Надо было уходить. Но я все же спросил:
— Что? Выставляете из армии? И это окончательно?
— Знаете, полковник, — ответил Булин, — сейчас пойдет полоса собраний. Вас начнут спрашивать о Якире, Примакове. Что вы ответите? Вам лучше уйти...
— Хорошо! — ответил я. — Меня будут спрашивать о Якире, а вас о Гамарнике. Ведь вы были его заместителем.
Эта повторная дерзость немного смутила Булина. Он ответил:
— Что вы знаете? Мы с Гамарником были на ножах. А потом — вам нечего волноваться. Мы увольняем крупных троцкистов, и им, правда на Урале, дают заводы. А вы не троцкист, получите хорошую работу.
Итак, одним взмахом, одним росчерком пера отсечено триста товарищей. Три сотни — со счетом не снизу вверх, а сверху вниз. Надо полагать, что в этом сакраментальном перечне имя малозаметного полковника Казанского гарнизона стояло где-то внизу. И не будь многолетней близости к очерненным, не будь в недавнем прошлом амплуа командира Отдельной тяжелой танковой бригады, не удостоился бы он такой «высокой чести».
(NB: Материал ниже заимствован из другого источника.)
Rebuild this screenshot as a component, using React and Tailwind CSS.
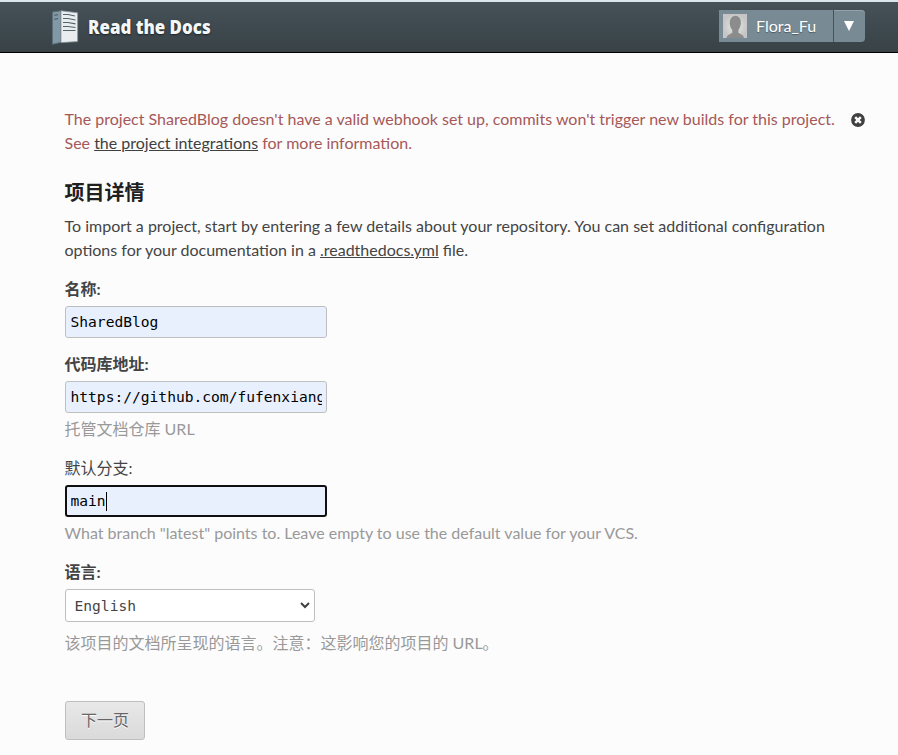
const sans = "font-['Lato','Noto_Sans_CJK_SC',sans-serif]";
const mono = "font-['DejaVu_Sans_Mono',monospace] text-[14.6px]";

function Logo() {
  return (
    <svg width="27" height="36" viewBox="0 0 27 36" className="shrink-0">
      <path d="M0.5 2 L9 0.8 V32.3 L0.5 34.3 Z" fill="#8199a7" stroke="#5c6e78" strokeWidth="1" />
      <path d="M9 0.8 L25.6 2.8 V31.6 L9 32.6 Z" fill="#e9edef" stroke="#8a979e" strokeWidth="0.8" />
      <g stroke="#56636b" strokeWidth="1.2" fill="none">
        <path d="M2.3 5.3 L6 4.7 M2.3 9.3 L6 8.7" />
        <path d="M11 4.5 H16 L23 6 M11 8.5 H16 L23.5 10 M11 12.5 H16 L23.5 13.8 M11 16.5 H16 L23.5 17.5 M11 20.5 H23.5" />
      </g>
    </svg>
  );
}

function Header() {
  return (
    <header className="flex h-[53px] items-start justify-between border-t-2 border-b border-t-[#dce5ea] border-b-black bg-linear-to-b from-[#465158] to-[#384247] pl-[52px] pr-[33px]">
      <div className="flex pt-2">
        <Logo />
        <span className="ml-[9px] mt-px w-[126px] origin-left scale-x-[0.845] whitespace-nowrap font-['Open_Sans',sans-serif] text-[20px] leading-8 font-extrabold text-[#f4f7f8] [text-shadow:0_1px_2px_#1c2225]">
          Read the Docs
        </span>
      </div>
      <div className="mt-2 flex h-8 text-white">
        <div className="flex w-[114px] items-center bg-[#788b95] pl-1">
          <svg width="24" height="24" viewBox="0 0 24 24">
            <defs>
              <radialGradient id="portrait">
                <stop offset="0" stopColor="#e8e8e8" />
                <stop offset="1" stopColor="#c6c6c6" />
              </radialGradient>
            </defs>
            <rect width="24" height="24" fill="url(#portrait)" />
            <path d="M3.5 24 C4 20.5 7.5 20.5 9.3 18.8 V16 C5.5 12 5.5 1.8 12.4 1.8 C19.3 1.8 19 12 15.4 16 V18.8 C17.5 20.5 20.5 20.5 21 24 Z" fill="#8c8c8c" />
          </svg>
          <span className="ml-[9px] text-[16px] leading-6 [text-shadow:0_1px_1px_#4b5a62]">Flora_Fu</span>
        </div>
        <div className="flex w-8 items-center justify-center rounded-r border-l border-[#45525a] bg-[#788b95] shadow-[inset_0_1px_0_#93a2aa]">
          <svg width="10" height="10" viewBox="0 0 10 10" className="mr-px"><path d="M0 0 H10 L5 10 Z" fill="#fff" /></svg>
        </div>
      </div>
    </header>
  );
}

function Notice() {
  return (
    <div className="flex justify-between text-[#a55858]">
      <p className="whitespace-nowrap">
        The project SharedBlog doesn't have a valid webhook set up, commits won't trigger new builds for this project.
        <br />
        See <a className="text-[#404040] underline">the project integrations</a> for more information.
      </p>
      <svg width="14" height="14" viewBox="0 0 14 14" className="mt-[6px]">
        <circle cx="7" cy="7" r="6.9" fill="#404040" />
        <path d="M4.2 4.2 L9.8 9.8 M9.8 4.2 L4.2 9.8" stroke="#fcfcfc" strokeWidth="2.5" />
      </svg>
    </div>
  );
}

function TextField({ value, focused }) {
  return (
    <div
      className={`${mono} flex h-8 w-[262px] items-center rounded-[3px] bg-[#e8f0fe] text-black ${
        focused ? "border-2 border-[#101010] px-[3.5px]" : "border border-[#bfbfbf] px-[4.5px]"
      }`}
    >
      <span className="overflow-hidden whitespace-nowrap leading-6">{value}</span>
      {focused && <span className="h-[19px] w-px bg-black" />}
    </div>
  );
}

export default function App() {
  return (
    <div className={`${sans} min-h-[755px] w-[898px] overflow-hidden bg-[#fcfcfc] text-[16px] leading-6 text-[#444]`}>
      <Header />
      <main className="pt-[54px] pl-[64.5px] pr-[33px]">
        <Notice />
        <h2 className="mt-6 text-[20px] leading-[26px] font-bold text-[#202020]">项目详情</h2>
        <p className="mt-[9px] whitespace-nowrap">
          To import a project, start by entering a few details about your repository. You can set additional configuration
          <br />
          options for your documentation in a <a className="underline">.readthedocs.yml</a> file.
        </p>
        <form>
          <label className="mt-[15px] block font-bold">名称:</label>
          <div className="mt-[5px] ml-[0.5px]"><TextField value="SharedBlog" /></div>
          <label className="mt-[14px] block font-bold">代码库地址:</label>
          <div className="mt-[5px] ml-[0.5px]"><TextField value="https://github.com/fufenxiang" /></div>
          <p className="mt-1 text-[#999]">托管文档仓库 URL</p>
          <label className="mt-[15px] block">默认分支:</label>
          <div className="mt-[5px] ml-[0.5px]"><TextField value="main" focused /></div>
          <p className="mt-1 text-[#999]">What branch "latest" points to. Leave empty to use the default value for your VCS.</p>
          <label className="mt-[15px] block font-bold">语言:</label>
          <div className={`${mono} mt-[5px] ml-[0.5px] flex h-[33px] w-[250px] items-center justify-between rounded-[3px] border border-[#bfbfbf] bg-white pr-1 pl-[8.5px]`}>
            <span>English</span>
            <svg width="10" height="7" viewBox="0 0 10 7"><path d="M1 1 L5 5 L9 1" fill="none" stroke="#404040" strokeWidth="2" /></svg>
          </div>
          <p className="mt-[9px] text-[#999]">该项目的文档所呈现的语言。注意：这影响您的项目的 URL。</p>
          <button type="button" className="mt-[46px] ml-[0.5px] flex h-[39px] w-20 items-center justify-center rounded-[3px] border border-[#bfbfbf] bg-linear-to-b from-[#e8e8e8] to-[#dadada] pb-px text-[#666] [text-shadow:0_1px_0_#fff]">
            下一页
          </button>
        </form>
      </main>
    </div>
  );
}
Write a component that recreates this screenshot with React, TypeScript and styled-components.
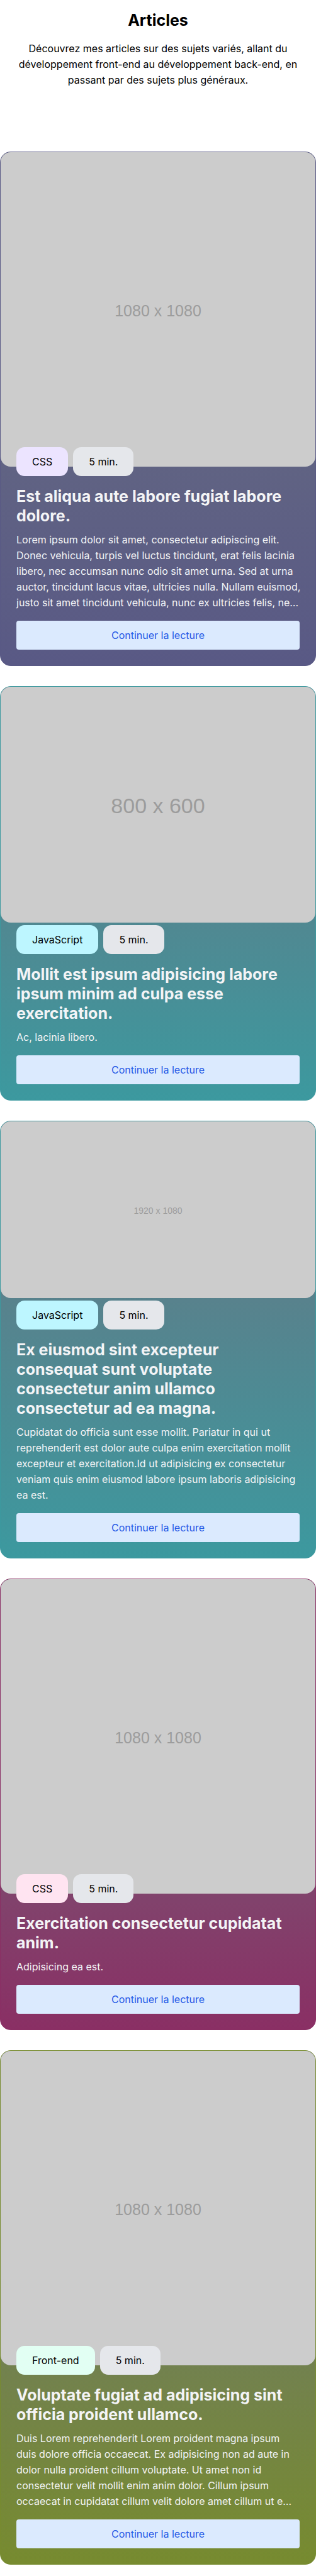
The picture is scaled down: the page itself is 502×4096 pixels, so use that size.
import React from "react";
import styled, { createGlobalStyle } from "styled-components";

const GlobalStyle = createGlobalStyle`
  *, *::before, *::after { box-sizing: border-box; }
  body {
    margin: 0;
    background: #ffffff;
    color: #000000;
    font-family: Inter, "Liberation Sans", sans-serif;
    font-size: 16px;
    line-height: 25px;
  }
  h1, h2, p { margin: 0; }
`;

const Page = styled.main`
  display: flex;
  flex-direction: column;
  padding: 17px 0;
`;

const Header = styled.header`
  display: flex;
  flex-direction: column;
  gap: 17px;
  padding: 0 17px;
  margin-bottom: 101px;
  text-align: center;
`;

const PageTitle = styled.h1`
  font-size: 25px;
  line-height: 31px;
  font-weight: 700;
`;

const CardList = styled.section`
  display: flex;
  flex-direction: column;
  gap: 32px;
`;

const Card = styled.article<{ $tone: string }>`
  border: 1px solid ${(p) => p.$tone};
  border-radius: 17px;
  background: linear-gradient(to bottom, #6b7280, ${(p) => p.$tone}) border-box;
  color: #f3f4f6;
`;

const Cover = styled.div<{ $ratio: string; $size: number }>`
  display: flex;
  align-items: center;
  justify-content: center;
  aspect-ratio: ${(p) => p.$ratio};
  padding-top: 4px;
  border-radius: 16px;
  background: #cccccc;
  color: #9c9c9c;
  font-family: "Liberation Sans", Arial, sans-serif;
  font-size: ${(p) => p.$size}px;
`;

const Body = styled.div<{ $overlap: boolean }>`
  position: relative;
  display: flex;
  flex-direction: column;
  margin-top: ${(p) => (p.$overlap ? "-31px" : "4px")};
  padding: 0 25px 25px;
`;

const Tags = styled.div`
  display: flex;
  gap: 8px;
  margin-bottom: 17px;
`;

const Tag = styled.span<{ $fill: string }>`
  display: flex;
  align-items: center;
  height: 46px;
  padding: 0 25px;
  border-radius: 13px;
  background: ${(p) => p.$fill};
  color: #000000;
`;

const CardTitle = styled.h2`
  margin-bottom: 10px;
  font-size: 25px;
  line-height: 31px;
  font-weight: 700;
`;

const Excerpt = styled.p`
  margin: 0 -4px 16px 0;
`;

const ReadMore = styled.a`
  display: flex;
  align-items: center;
  justify-content: center;
  height: 46px;
  border-radius: 4px;
  background: #dbeafe;
  color: #2457e6;
  text-decoration: none;
`;

interface Article {
  tone: string;
  cover: { label: string; ratio: string; size: number };
  overlap: boolean;
  category: string;
  categoryFill: string;
  title: string;
  excerpt: string;
}

const articles: Article[] = [
  {
    tone: "#595985",
    cover: { label: "1080 x 1080", ratio: "1 / 1", size: 25 },
    overlap: true,
    category: "CSS",
    categoryFill: "#ece4ff",
    title: "Est aliqua aute labore fugiat labore dolore.",
    excerpt:
      "Lorem ipsum dolor sit amet, consectetur adipiscing elit. Donec vehicula, turpis vel luctus tincidunt, erat felis lacinia libero, nec accumsan nunc odio sit amet urna. Sed at urna auctor, tincidunt lacus vitae, ultricies nulla. Nullam euismod, justo sit amet tincidunt vehicula, nunc ex ultricies felis, ne…",
  },
  {
    tone: "#3c999f",
    cover: { label: "800 x 600", ratio: "4 / 3", size: 34 },
    overlap: false,
    category: "JavaScript",
    categoryFill: "#bdf6ff",
    title: "Mollit est ipsum adipisicing labore ipsum minim ad culpa esse exercitation.",
    excerpt: "Ac, lacinia libero.",
  },
  {
    tone: "#3c999f",
    cover: { label: "1920 x 1080", ratio: "16 / 9", size: 14 },
    overlap: false,
    category: "JavaScript",
    categoryFill: "#bdf6ff",
    title: "Ex eiusmod sint excepteur consequat sunt voluptate consectetur anim ullamco consectetur ad ea magna.",
    excerpt:
      "Cupidatat do officia sunt esse mollit. Pariatur in qui ut reprehenderit est dolor aute culpa enim exercitation mollit excepteur et exercitation.Id ut adipisicing ex consectetur veniam quis enim eiusmod labore ipsum laboris adipisicing ea est.",
  },
  {
    tone: "#8a2f64",
    cover: { label: "1080 x 1080", ratio: "1 / 1", size: 25 },
    overlap: true,
    category: "CSS",
    categoryFill: "#ffe4f1",
    title: "Exercitation consectetur cupidatat anim.",
    excerpt: "Adipisicing ea est.",
  },
  {
    tone: "#778b2f",
    cover: { label: "1080 x 1080", ratio: "1 / 1", size: 25 },
    overlap: true,
    category: "Front-end",
    categoryFill: "#e2fff3",
    title: "Voluptate fugiat ad adipisicing sint officia proident ullamco.",
    excerpt:
      "Duis Lorem reprehenderit Lorem proident magna ipsum duis dolore officia occaecat. Ex adipisicing non ad aute in dolor nulla proident cillum voluptate. Ut amet non id consectetur velit mollit enim anim dolor. Cillum ipsum occaecat in cupidatat cillum velit dolore amet cillum ut e…",
  },
];

function ArticleCard({ article }: { article: Article }) {
  const { cover } = article;
  return (
    <Card $tone={article.tone}>
      <Cover $ratio={cover.ratio} $size={cover.size}>
        {cover.label}
      </Cover>
      <Body $overlap={article.overlap}>
        <Tags>
          <Tag $fill={article.categoryFill}>{article.category}</Tag>
          <Tag $fill="#e5e7eb">5 min.</Tag>
        </Tags>
        <CardTitle>{article.title}</CardTitle>
        <Excerpt>{article.excerpt}</Excerpt>
        <ReadMore href="#">Continuer la lecture</ReadMore>
      </Body>
    </Card>
  );
}

export default function App() {
  return (
    <>
      <GlobalStyle />
      <Page>
        <Header>
          <PageTitle>Articles</PageTitle>
          <p>
            Découvrez mes articles sur des sujets variés, allant du développement front-end au
            développement back-end, en passant par des sujets plus généraux.
          </p>
        </Header>
        <CardList>
          {articles.map((article) => (
            <ArticleCard key={article.title} article={article} />
          ))}
        </CardList>
      </Page>
    </>
  );
}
Та, первая, проскрипция охватывала командующих войсками, их заместителей, членов военного совета, всех командиров корпусов, командиров дивизий. Триста командиров, закаленных, обученных, которых партия воспитывала почти два десятилетия. Золотой запас! Ценный капитал!
Значит — «дело» Шмидта было лишь запевом. И лихорадка, которой уже переболела 8-я мехбригада, неумолимо надвигалась на множество боевых коллективов.
То, на что противнику пришлось бы потратить уйму времени, горы металла, множество жизней, достигнуто без всяких усилий. Один росчерк пера! Триста в июне. В августе апофеоз — сорок тысяч!
Чистка! Чистка железной метлой! Но очищаются обычно от нездорового, враждебного, опасного. Отсекают гнилое, чтобы стать здоровее, крепче. Но истина трудами Института истории партии утверждает противное: «...вследствие массовых репрессий при культе личности Сталина советские войска в период войны остро ощущали недостаток в опытных командирах... В этом, несомненно, была одна из существенных причин неудачи Красной Армии в первый период войны».